What can metaphors tell us about personality?

Figure 1. Hostility Ratings for Countries with Red and Blue Flags.Although red-flagged nations are not more hostile, it could still be that red preferences or biases distinguish more and less hostile people within a country. This was the focus of research by Fetterman, Liu and Robinson (in press). Study 1 asked people whether they liked the color blue or red better. Red-preferring individuals scored higher in interpersonal hostility than blue-preferring individuals. Study 2 asked people to identify degraded patches as red or blue and found that people who more hostile were biased to see the color red more often. Study 3 extended Study 2 by comparing biases to see the colors red and green. Study 4 returned to the simple color preference question of Study 1 and found that red-preferring people were more hostile in their social behavior (e.g., by rejecting a monetary offer in order to punish another person). Thus, people who have red-related preferences and biases do appear more hostile and we might be more wary of their potential behaviors for this reason. Indeed, our potential friends or colleagues might be asked how much they like the color red.

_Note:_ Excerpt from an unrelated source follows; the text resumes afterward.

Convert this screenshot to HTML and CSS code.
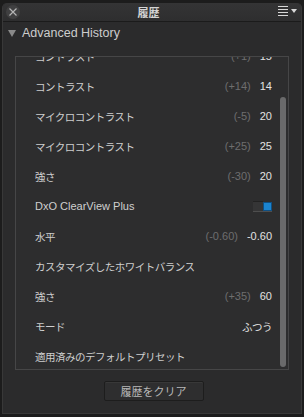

In another preference-related investigation, Meier et al. (2012) focused on metaphors linking agreeable personalities to sweet tastes. A first study established that people claiming to like sweet foods (relative to other tastes) were judged to be more agreeable. The second study was particularly interesting. In this study, people were asked how much they liked foods that were sweet (e.g., ice cream), bitter (e.g., celery), salty (e.g., pretzels), sour (e.g., cottage cheese), and spicy (e.g., salsa). People who liked sweet foods, in particular, scored higher on the trait of agreeableness. A representative result of this type is displayed in Figure 2. A third study found that people who liked sweet foods to a greater extent were more helpful in their behavior, for example by volunteering for a city-wide flood cleanup effort in Fargo, North Dakota. When in need, then, you might be better off turning to your friend that always orders dessert rather than your friend that never does.

WFigure 2. Levels of Agreeableness as a Function of Liking Sweet Foods (Low versus High).hy do preference-related judgments work in capturing differences between people, though? We suggest that people are drawn toward experiences (e.g., colors or tastes) that metaphorically fit their personalities (Robinson & Fetterman, in press; Swann, 1992). Accordingly, hostile people like red precisely because: (a) they are hostile and (b) hostility is metaphorically red. Similarly, agreeable people like sweet tastes because: (a) they are agreeable and (b) agreeableness is metaphorically sweet. If so, preference-related judgments can be recommended in future studies of metaphor and personality as well. For example, we should expect (and we have found) that depressed people prefer “dark” to “light”, consistent with prominent metaphors for depression (e.g., “being in a dark place”).

The self’s metaphoric location

Most people feel as if the “self” resides somewhere in the body. However, the body has many different parts. Which of these do we associate with the self? From Plato onward, two particular body parts and their metaphoric functions have been highlighted (Swan, 2009). Somewhat simplistically stated, the heart is emotional and the head is logical. There are many metaphoric phrases of this type. To “follow one’s heart” is to follow one’s emotional sentiments, whereas to “have one’s head on straight” is to approach interactions in a rational, if not logical, manner. A person “has a big heart” to the extent that his/her positive feelings for others are pronounced, is “in one’s head” to the extent that he/she is somewhat detached, and many phrases metaphorically pit these two body parts against each other (e.g., “my heart says yes, but my head says no”).

Given the prominence of such metaphors, it seemed potentially useful to ask people whether they conceptualize themselves more as heart- or head-related entities. A simple forced choice question of this type was created. Subsequently, answers to this question were found to be important to the individual difference literature (Fetterman & Robinson, in press). Across studies, approximately 50% of people chose the heart as the locus of the self and 50% chose the head. Emotionality is higher among females (Robinson & Clore, 2002) and, consistent with this point, more females than males thought the self was located in the heart.